Ukraine’s foreign minister, Dmytro Kuleba, said his government was working with the UN’s nuclear watchdog agency to create a safety zone around the Russian-held Zaporizhzhia nuclear plant.

Kyiv remained “in close contact” with Rafael Grossi, the head of the International Atomic Energy Agency (IAEA), he said at a joint press conference with his Slovak counterpart, Rastislav Káčer, in Kyiv.

Kuleba said: "Of course, we are all interested in ensuring that all nuclear power plants, not only the Zaporizhzhia NPP, are safe. This is extremely difficult to achieve without stopping Russian missile strikes on the territory of Ukraine, but we are moving forward step by with mutual understanding with the IAEA.
There is a rule in diplomacy that nothing is agreed upon until everything is agreed.
Ukraine’s state nuclear energy firm Energoatom earlier today repeated Kyiv’s claims that Russia was using the site as a de facto weapons depot."

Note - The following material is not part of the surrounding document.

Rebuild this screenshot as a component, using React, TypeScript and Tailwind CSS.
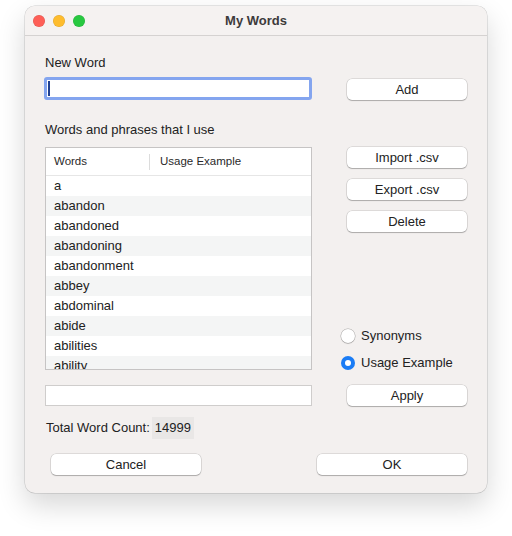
import React from "react";

const words = [
  "a",
  "abandon",
  "abandoned",
  "abandoning",
  "abandonment",
  "abbey",
  "abdominal",
  "abide",
  "abilities",
  "ability",
];

function MacButton({ label, className = "" }: { label: string; className?: string }) {
  return (
    <button
      className={`h-[21px] rounded-[5px] bg-white text-[13px] leading-none text-[#222] shadow-[0_0_0_0.5px_rgba(0,0,0,0.18),0_1px_1px_rgba(0,0,0,0.22)] ${className}`}
    >
      {label}
    </button>
  );
}

function Radio({ label, checked }: { label: string; checked?: boolean }) {
  return (
    <div className="flex h-[16px] items-center gap-[6px]">
      {checked ? (
        <span className="flex h-[14px] w-[14px] items-center justify-center rounded-full bg-[#1a7cf5]">
          <span className="h-[6px] w-[6px] rounded-full bg-white" />
        </span>
      ) : (
        <span className="h-[14px] w-[14px] rounded-full bg-white shadow-[0_0_0_0.5px_rgba(0,0,0,0.3),0_1px_1px_rgba(0,0,0,0.12)]" />
      )}
      <span className="text-[13px] leading-[16px] text-[#222]">{label}</span>
    </div>
  );
}

export default function App() {
  return (
    <div
      className="h-[536px] w-[512px] bg-white pl-[25px] pt-[6px]"
      style={{ fontFamily: "'Liberation Sans', Arial, sans-serif" }}
    >
      <div className="flex h-[487px] w-[462px] flex-col overflow-hidden rounded-[10px] bg-[#f3f0ef] shadow-[0_0_0_0.5px_rgba(0,0,0,0.18),0_12px_28px_rgba(0,0,0,0.16)]">
        {/* title bar */}
        <div className="grid h-[30px] grid-cols-[1fr_auto_1fr] items-center border-b border-[#d5d2d1] bg-[#f5f2f1]">
          <div className="flex items-center gap-[8px] pl-[8px]">
            <span className="h-[12px] w-[12px] rounded-full bg-[#fe5f57] shadow-[inset_0_0_0_0.5px_rgba(0,0,0,0.12)]" />
            <span className="h-[12px] w-[12px] rounded-full bg-[#febc2e] shadow-[inset_0_0_0_0.5px_rgba(0,0,0,0.12)]" />
            <span className="h-[12px] w-[12px] rounded-full bg-[#28c840] shadow-[inset_0_0_0_0.5px_rgba(0,0,0,0.12)]" />
          </div>
          <div className="text-[13px] font-bold text-[#3d3b3b]">My Words</div>
          <div />
        </div>

        <div className="flex flex-col px-[20px]">
          <div className="mt-[19px] h-[16px] text-[13px] leading-[16px] text-[#222]">New Word</div>

          <div className="mt-[6px] flex items-center justify-between">
            <div className="ml-[-1px] flex h-[23px] w-[268px] items-center rounded-[3px] border-[3px] border-[#84a5ef] bg-white">
              <span className="ml-[1px] h-[15px] w-[1.5px] bg-[#1f3f8f]" />
            </div>
            <MacButton label="Add" className="mt-[2px] w-[120px]" />
          </div>

          <div className="mt-[22px] h-[16px] text-[13px] leading-[16px] text-[#222]">
            Words and phrases that I use
          </div>

          <div className="mt-[9px] flex justify-between">
            <div className="h-[223px] w-[267px] overflow-hidden border border-[#c6c4c4] bg-white">
              <div className="flex h-[28px] items-center border-b border-[#e6e6e6] text-[11.5px] text-[#2a2a2a]">
                <div className="flex h-[16px] w-[104px] items-center border-r border-[#dcdcdc] pl-[8px]">Words</div>
                <div className="pl-[10px]">Usage Example</div>
              </div>
              {words.map((w, i) => (
                <div
                  key={w}
                  className={`flex h-[20px] items-center pl-[8px] text-[13px] text-[#222] ${i % 2 === 1 ? "bg-[#f4f5f5]" : "bg-white"}`}
                >
                  {w}
                </div>
              ))}
            </div>

            <div className="flex h-[223px] w-[120px] flex-col">
              <MacButton label="Import .csv" className="w-[120px]" />
              <MacButton label="Export .csv" className="mt-[11px] w-[120px]" />
              <MacButton label="Delete" className="mt-[11px] w-[120px]" />
              <div className="mb-[-1px] ml-[-6px] mt-auto flex flex-col gap-[11px]">
                <Radio label="Synonyms" />
                <Radio label="Usage Example" checked />
              </div>
            </div>
          </div>

          <div className="mt-[14px] flex items-center justify-between">
            <div className="h-[21px] w-[267px] border border-[#cfcdcc] bg-white" />
            <MacButton label="Apply" className="mt-[1px] w-[120px]" />
          </div>

          <div className="mt-[11px] flex items-center text-[13px] text-[#222]">
            <span className="ml-[1px]">Total Word Count:</span>
            <span className="ml-[2px] bg-[#e9e7e6] px-[3px] py-[1px]">14999</span>
          </div>

          <div className="mt-[15px] flex items-center justify-between pl-[6px]">
            <MacButton label="Cancel" className="w-[150px]" />
            <MacButton label="OK" className="w-[150px]" />
          </div>
        </div>
      </div>
    </div>
  );
}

Energoatom said Russia had brought multiple rocket launchers to the site and stationed them near the plant’s power unit No 6.

It went on to claim that Russian forces planned to use them to launch attacks against Ukrainian positions and bridges on the western bank of the Dnipro River.

The Zaporizhzhia nuclear power plant has come under repeated shelling since Moscow seized it shortly after launching its invasion in February, prompting the IAEA to call for a demilitarised safety zone around the plant.